PROBLEM:
Do any lines in the data below contain "this"? If so, copy every one of them.

RAW RECORDS:

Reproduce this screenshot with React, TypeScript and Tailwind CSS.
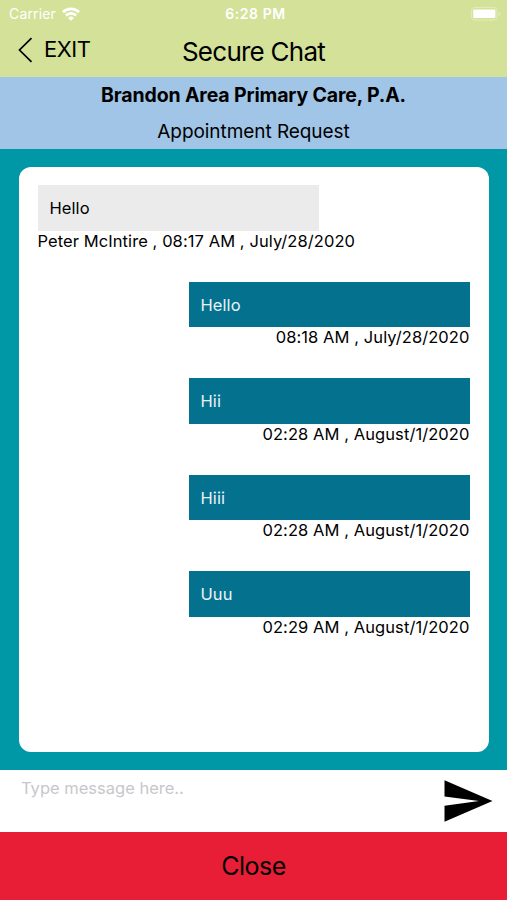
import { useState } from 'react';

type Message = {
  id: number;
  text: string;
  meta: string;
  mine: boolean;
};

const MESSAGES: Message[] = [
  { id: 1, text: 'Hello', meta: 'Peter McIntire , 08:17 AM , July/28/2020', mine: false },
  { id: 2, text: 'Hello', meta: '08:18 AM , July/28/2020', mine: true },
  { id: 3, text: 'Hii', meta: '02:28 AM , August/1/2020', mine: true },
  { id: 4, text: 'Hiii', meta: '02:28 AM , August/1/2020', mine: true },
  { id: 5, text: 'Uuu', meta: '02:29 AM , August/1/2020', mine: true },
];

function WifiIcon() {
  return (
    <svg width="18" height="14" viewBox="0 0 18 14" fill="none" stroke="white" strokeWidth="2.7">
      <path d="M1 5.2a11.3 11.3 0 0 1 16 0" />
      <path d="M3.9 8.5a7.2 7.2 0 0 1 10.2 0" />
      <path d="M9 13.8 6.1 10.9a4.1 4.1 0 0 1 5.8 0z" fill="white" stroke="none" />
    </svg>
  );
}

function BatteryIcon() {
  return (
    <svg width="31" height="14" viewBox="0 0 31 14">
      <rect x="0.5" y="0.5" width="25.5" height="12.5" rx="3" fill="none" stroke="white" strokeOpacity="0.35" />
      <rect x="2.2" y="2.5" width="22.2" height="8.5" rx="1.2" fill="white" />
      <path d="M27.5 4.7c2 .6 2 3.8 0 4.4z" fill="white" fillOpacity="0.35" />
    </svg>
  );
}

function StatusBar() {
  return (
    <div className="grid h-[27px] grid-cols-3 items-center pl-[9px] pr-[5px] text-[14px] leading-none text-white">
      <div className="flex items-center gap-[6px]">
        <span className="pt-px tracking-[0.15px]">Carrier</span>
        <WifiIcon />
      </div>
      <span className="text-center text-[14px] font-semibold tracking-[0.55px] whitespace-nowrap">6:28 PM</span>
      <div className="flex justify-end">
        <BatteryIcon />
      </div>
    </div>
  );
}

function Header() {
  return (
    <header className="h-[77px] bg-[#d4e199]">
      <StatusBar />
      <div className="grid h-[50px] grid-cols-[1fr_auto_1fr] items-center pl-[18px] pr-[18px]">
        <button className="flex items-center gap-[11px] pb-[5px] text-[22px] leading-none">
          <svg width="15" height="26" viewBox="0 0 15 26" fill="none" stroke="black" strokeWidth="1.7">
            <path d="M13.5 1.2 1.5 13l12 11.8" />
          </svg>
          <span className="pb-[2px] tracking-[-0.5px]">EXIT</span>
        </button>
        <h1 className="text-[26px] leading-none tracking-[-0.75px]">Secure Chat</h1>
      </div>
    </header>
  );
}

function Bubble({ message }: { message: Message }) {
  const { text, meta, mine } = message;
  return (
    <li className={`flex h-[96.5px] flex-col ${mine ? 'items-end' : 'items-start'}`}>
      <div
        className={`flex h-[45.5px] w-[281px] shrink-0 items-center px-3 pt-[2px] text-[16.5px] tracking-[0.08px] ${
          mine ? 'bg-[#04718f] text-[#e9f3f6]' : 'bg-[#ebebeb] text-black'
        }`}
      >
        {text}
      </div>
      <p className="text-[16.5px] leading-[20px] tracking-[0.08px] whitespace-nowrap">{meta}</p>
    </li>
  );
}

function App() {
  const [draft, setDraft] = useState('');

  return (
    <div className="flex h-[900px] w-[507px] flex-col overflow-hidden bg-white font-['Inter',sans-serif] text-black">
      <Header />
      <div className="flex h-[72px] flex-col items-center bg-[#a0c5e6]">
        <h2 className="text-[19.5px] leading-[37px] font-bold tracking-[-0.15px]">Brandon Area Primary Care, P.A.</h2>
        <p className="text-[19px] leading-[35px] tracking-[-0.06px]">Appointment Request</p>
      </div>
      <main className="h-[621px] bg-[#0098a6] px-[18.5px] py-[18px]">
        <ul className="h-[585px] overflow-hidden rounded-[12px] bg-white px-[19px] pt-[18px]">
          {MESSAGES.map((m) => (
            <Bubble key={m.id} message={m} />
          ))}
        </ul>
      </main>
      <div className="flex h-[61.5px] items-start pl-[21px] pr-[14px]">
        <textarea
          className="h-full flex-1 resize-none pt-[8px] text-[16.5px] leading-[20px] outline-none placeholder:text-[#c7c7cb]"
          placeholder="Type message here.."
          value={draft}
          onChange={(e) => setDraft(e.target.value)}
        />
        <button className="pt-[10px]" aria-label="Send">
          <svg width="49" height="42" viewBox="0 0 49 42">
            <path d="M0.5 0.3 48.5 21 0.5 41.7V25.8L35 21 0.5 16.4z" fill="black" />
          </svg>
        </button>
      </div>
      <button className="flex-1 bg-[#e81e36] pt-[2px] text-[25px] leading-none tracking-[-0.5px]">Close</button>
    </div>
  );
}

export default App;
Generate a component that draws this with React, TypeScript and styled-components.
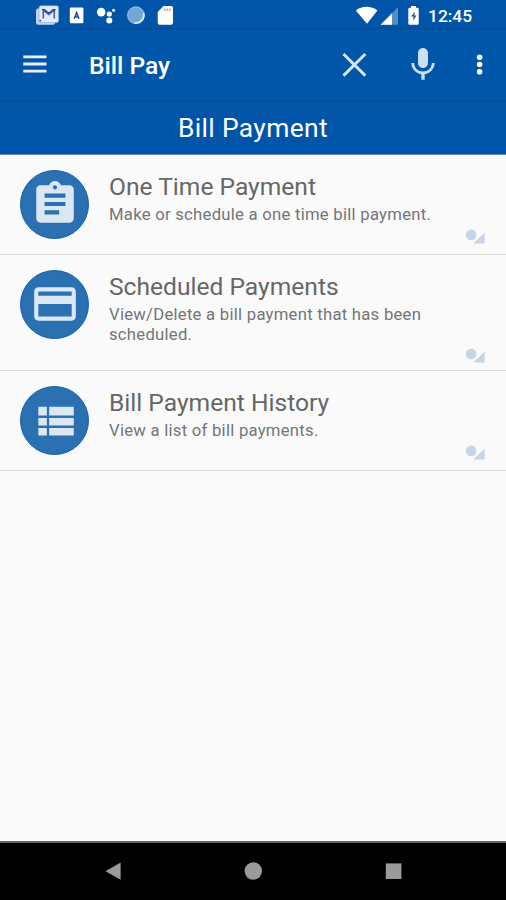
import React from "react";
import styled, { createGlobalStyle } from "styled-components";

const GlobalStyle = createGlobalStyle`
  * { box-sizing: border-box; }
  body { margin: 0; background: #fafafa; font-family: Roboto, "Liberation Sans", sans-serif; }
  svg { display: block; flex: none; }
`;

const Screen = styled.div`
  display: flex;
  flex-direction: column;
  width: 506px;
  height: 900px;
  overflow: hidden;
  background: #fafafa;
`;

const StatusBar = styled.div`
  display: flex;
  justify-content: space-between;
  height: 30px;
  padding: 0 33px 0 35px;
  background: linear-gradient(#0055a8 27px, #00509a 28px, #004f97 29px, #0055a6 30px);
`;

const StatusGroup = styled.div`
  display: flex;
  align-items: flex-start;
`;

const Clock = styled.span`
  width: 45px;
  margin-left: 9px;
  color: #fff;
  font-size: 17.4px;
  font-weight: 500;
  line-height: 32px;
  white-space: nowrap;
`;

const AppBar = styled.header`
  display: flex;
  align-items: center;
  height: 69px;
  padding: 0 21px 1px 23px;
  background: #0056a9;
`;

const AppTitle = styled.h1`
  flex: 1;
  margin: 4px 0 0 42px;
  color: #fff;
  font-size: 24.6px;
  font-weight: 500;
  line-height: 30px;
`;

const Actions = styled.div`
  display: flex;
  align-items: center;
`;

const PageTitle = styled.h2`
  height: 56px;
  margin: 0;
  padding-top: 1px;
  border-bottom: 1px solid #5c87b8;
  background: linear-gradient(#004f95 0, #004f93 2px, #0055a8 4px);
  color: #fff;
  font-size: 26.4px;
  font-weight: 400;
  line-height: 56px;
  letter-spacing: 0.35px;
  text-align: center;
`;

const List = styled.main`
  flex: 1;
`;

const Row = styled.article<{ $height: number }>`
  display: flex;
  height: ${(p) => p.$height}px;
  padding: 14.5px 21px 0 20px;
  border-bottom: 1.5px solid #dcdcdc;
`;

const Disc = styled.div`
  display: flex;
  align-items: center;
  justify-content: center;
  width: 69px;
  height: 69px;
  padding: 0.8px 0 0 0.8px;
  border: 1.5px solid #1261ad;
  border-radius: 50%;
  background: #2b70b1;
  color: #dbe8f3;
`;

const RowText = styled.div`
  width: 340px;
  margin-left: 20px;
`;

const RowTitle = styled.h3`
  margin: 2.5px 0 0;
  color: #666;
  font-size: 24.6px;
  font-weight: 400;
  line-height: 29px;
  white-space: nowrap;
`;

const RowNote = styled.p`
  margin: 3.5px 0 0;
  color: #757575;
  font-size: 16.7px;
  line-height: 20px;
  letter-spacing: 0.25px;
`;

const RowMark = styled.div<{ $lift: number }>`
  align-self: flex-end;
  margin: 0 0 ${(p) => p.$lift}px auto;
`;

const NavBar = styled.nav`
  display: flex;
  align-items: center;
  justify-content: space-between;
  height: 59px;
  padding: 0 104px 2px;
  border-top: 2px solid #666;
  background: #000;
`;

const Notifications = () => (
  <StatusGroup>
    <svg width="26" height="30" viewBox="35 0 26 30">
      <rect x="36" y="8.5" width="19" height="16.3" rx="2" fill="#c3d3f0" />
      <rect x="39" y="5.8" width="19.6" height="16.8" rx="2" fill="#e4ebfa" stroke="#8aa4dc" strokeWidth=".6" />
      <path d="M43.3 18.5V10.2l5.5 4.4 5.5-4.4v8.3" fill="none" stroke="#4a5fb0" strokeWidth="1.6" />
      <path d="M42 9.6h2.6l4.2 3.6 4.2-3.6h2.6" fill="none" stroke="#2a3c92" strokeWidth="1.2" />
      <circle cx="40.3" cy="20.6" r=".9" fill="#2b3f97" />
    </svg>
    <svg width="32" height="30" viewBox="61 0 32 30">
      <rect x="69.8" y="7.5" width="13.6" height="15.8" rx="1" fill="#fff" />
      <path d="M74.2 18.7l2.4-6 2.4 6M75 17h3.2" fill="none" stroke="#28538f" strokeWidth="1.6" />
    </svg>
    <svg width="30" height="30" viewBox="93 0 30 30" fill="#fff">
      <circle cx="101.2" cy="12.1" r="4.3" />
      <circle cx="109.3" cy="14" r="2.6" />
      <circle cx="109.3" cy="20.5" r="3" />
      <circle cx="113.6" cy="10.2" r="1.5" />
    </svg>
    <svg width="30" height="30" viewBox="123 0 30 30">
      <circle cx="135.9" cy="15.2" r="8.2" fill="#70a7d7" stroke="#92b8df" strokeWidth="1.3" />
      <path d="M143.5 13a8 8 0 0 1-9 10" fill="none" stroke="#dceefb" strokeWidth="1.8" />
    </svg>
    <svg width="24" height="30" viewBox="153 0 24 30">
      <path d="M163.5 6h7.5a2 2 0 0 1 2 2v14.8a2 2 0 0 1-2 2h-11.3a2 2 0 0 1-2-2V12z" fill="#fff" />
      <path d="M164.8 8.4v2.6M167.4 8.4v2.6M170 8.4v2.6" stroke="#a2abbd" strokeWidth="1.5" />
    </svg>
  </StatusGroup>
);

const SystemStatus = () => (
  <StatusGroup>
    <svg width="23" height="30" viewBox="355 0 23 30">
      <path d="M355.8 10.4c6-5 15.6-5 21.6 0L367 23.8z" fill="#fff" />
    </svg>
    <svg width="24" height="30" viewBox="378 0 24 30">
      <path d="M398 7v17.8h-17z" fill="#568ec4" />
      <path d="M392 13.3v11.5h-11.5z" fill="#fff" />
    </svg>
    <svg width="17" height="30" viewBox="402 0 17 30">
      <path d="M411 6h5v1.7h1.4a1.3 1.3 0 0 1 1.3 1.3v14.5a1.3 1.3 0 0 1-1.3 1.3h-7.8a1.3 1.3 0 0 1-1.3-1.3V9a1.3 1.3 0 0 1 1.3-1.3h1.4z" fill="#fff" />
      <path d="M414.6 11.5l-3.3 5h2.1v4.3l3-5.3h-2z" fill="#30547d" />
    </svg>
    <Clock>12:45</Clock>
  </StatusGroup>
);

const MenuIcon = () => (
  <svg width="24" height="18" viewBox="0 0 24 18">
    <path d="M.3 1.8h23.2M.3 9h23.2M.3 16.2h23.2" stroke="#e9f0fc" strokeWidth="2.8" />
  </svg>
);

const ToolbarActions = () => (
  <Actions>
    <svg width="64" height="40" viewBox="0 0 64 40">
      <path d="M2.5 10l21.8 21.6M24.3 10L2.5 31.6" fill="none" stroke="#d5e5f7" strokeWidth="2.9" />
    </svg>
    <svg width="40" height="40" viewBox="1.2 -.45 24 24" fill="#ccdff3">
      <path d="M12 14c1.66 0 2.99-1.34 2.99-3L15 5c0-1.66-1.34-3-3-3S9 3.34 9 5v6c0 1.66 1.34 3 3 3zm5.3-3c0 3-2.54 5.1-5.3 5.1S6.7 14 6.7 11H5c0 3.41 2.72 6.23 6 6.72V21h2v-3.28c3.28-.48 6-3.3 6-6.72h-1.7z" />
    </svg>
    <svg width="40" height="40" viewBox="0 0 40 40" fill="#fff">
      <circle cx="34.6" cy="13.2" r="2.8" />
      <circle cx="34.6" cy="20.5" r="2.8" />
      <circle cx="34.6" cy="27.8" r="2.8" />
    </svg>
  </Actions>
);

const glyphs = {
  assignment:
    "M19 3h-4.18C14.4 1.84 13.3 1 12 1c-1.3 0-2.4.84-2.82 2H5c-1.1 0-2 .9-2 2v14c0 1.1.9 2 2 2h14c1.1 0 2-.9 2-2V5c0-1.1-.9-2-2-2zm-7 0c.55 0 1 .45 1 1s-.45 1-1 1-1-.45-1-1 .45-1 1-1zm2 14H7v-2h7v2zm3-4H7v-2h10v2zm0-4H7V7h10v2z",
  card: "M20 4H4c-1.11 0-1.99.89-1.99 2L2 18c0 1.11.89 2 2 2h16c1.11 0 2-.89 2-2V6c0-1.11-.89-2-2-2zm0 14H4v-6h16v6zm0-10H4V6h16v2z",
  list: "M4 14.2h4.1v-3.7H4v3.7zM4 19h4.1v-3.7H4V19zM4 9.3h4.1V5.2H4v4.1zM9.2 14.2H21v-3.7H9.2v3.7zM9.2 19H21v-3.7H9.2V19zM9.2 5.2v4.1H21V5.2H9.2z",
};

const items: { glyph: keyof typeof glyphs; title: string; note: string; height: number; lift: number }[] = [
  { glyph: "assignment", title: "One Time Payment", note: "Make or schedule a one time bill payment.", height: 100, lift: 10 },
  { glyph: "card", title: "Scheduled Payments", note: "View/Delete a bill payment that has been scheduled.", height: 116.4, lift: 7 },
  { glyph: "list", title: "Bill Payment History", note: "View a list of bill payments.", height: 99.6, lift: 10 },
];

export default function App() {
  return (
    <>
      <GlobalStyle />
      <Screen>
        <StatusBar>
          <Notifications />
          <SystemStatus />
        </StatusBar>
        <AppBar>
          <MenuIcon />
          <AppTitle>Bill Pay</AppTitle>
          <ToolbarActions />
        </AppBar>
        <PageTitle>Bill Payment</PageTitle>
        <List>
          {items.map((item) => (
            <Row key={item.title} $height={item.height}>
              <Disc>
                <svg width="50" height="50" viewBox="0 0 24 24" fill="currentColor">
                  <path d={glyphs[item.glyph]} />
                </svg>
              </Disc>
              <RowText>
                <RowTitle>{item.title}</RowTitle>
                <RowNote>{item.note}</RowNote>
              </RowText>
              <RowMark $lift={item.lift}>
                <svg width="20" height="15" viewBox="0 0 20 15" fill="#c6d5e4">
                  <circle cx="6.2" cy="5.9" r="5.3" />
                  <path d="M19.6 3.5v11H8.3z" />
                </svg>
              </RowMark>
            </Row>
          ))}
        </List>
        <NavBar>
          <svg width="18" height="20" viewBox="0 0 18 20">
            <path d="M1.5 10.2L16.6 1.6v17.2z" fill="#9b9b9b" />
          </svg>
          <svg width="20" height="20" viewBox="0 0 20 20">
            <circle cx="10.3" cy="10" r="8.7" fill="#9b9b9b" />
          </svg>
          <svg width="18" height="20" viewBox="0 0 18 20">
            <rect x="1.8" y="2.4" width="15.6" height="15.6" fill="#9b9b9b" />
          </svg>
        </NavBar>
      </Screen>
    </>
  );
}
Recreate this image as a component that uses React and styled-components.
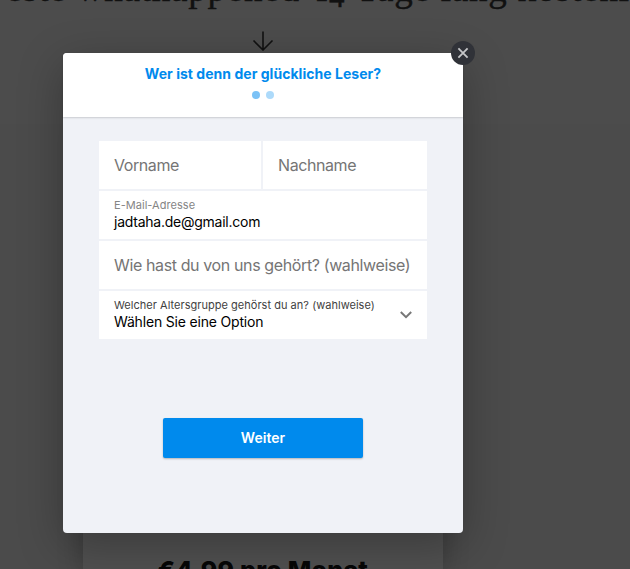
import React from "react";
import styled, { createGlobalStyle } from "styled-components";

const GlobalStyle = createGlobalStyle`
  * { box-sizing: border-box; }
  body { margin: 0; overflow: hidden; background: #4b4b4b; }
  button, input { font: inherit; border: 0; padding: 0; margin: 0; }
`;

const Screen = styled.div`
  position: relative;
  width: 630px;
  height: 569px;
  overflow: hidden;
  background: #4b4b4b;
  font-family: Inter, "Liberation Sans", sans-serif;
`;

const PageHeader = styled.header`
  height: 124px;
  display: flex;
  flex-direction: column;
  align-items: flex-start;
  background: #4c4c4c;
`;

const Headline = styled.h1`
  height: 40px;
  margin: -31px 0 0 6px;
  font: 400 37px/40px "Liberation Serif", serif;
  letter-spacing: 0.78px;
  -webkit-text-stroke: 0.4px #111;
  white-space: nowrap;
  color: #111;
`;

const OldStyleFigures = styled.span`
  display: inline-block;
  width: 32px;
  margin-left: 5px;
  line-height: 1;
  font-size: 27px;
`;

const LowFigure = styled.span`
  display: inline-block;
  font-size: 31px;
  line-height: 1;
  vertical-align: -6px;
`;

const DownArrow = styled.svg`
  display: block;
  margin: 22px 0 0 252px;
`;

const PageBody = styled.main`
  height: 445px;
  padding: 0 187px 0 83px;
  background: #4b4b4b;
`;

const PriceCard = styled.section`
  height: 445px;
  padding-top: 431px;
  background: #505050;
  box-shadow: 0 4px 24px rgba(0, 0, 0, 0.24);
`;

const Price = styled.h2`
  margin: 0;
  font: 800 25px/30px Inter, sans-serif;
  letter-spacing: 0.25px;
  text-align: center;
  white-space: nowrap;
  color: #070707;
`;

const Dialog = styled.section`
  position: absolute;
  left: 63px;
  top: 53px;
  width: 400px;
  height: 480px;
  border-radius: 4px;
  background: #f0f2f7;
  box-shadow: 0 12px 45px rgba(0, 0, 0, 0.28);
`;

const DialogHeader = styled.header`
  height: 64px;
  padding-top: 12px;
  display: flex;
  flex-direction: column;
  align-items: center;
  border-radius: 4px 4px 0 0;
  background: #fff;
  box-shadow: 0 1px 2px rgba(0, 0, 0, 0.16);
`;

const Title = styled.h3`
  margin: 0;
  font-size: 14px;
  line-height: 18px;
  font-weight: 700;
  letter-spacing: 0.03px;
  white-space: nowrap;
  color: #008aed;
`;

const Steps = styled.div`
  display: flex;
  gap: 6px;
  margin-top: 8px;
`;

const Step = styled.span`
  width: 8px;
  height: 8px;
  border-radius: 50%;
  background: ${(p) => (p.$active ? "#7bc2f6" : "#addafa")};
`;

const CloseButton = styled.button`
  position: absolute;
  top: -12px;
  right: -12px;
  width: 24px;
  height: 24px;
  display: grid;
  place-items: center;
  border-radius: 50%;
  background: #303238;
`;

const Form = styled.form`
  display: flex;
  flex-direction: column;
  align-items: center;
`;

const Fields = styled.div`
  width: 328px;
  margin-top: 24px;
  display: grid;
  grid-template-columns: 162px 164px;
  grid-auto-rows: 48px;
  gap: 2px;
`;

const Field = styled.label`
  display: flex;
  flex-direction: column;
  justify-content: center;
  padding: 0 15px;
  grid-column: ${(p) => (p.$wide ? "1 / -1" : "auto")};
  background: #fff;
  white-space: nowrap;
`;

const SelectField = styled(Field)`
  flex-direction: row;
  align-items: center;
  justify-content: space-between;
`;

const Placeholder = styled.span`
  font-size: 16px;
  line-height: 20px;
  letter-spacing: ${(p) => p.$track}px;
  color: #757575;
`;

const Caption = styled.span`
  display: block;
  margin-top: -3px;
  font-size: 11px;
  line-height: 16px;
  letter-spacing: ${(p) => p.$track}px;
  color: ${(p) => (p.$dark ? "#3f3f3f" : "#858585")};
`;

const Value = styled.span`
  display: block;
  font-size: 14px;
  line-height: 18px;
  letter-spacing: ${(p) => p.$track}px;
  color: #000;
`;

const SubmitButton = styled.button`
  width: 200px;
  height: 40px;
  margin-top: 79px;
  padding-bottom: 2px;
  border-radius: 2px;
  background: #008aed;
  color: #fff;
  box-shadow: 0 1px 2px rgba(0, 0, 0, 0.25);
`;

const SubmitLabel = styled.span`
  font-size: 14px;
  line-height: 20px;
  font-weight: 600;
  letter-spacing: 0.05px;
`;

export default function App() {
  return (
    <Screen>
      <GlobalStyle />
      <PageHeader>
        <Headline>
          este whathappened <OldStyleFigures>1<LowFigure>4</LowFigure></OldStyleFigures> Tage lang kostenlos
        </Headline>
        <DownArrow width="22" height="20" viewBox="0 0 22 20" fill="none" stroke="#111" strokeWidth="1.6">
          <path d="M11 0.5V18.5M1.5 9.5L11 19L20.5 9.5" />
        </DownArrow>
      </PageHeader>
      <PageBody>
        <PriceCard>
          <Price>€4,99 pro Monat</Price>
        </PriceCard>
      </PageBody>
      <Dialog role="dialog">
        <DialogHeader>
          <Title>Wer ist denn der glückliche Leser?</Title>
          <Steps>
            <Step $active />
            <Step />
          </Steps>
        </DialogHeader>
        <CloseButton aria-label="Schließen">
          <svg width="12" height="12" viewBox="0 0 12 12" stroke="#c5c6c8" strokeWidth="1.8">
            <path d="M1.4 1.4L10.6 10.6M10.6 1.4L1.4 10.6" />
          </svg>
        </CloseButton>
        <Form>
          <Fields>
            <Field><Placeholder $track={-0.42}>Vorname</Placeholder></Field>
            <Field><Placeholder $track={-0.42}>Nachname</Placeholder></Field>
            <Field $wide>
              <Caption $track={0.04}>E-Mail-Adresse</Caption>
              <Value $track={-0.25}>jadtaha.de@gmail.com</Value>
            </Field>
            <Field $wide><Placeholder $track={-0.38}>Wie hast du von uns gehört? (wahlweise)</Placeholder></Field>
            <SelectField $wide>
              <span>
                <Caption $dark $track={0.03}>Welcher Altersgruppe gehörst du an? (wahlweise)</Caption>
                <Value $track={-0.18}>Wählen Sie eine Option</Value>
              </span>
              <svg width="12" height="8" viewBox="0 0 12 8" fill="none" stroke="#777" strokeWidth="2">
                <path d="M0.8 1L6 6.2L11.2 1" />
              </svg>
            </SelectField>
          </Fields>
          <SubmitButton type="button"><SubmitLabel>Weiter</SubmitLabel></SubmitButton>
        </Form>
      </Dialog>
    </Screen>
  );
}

THE RESPONSE:
Reproduce this screenshot with React, TypeScript and Tailwind CSS.
Generate a component that draws this with React, TypeScript and styled-components.
Recreate this image as a component that uses React and styled-components.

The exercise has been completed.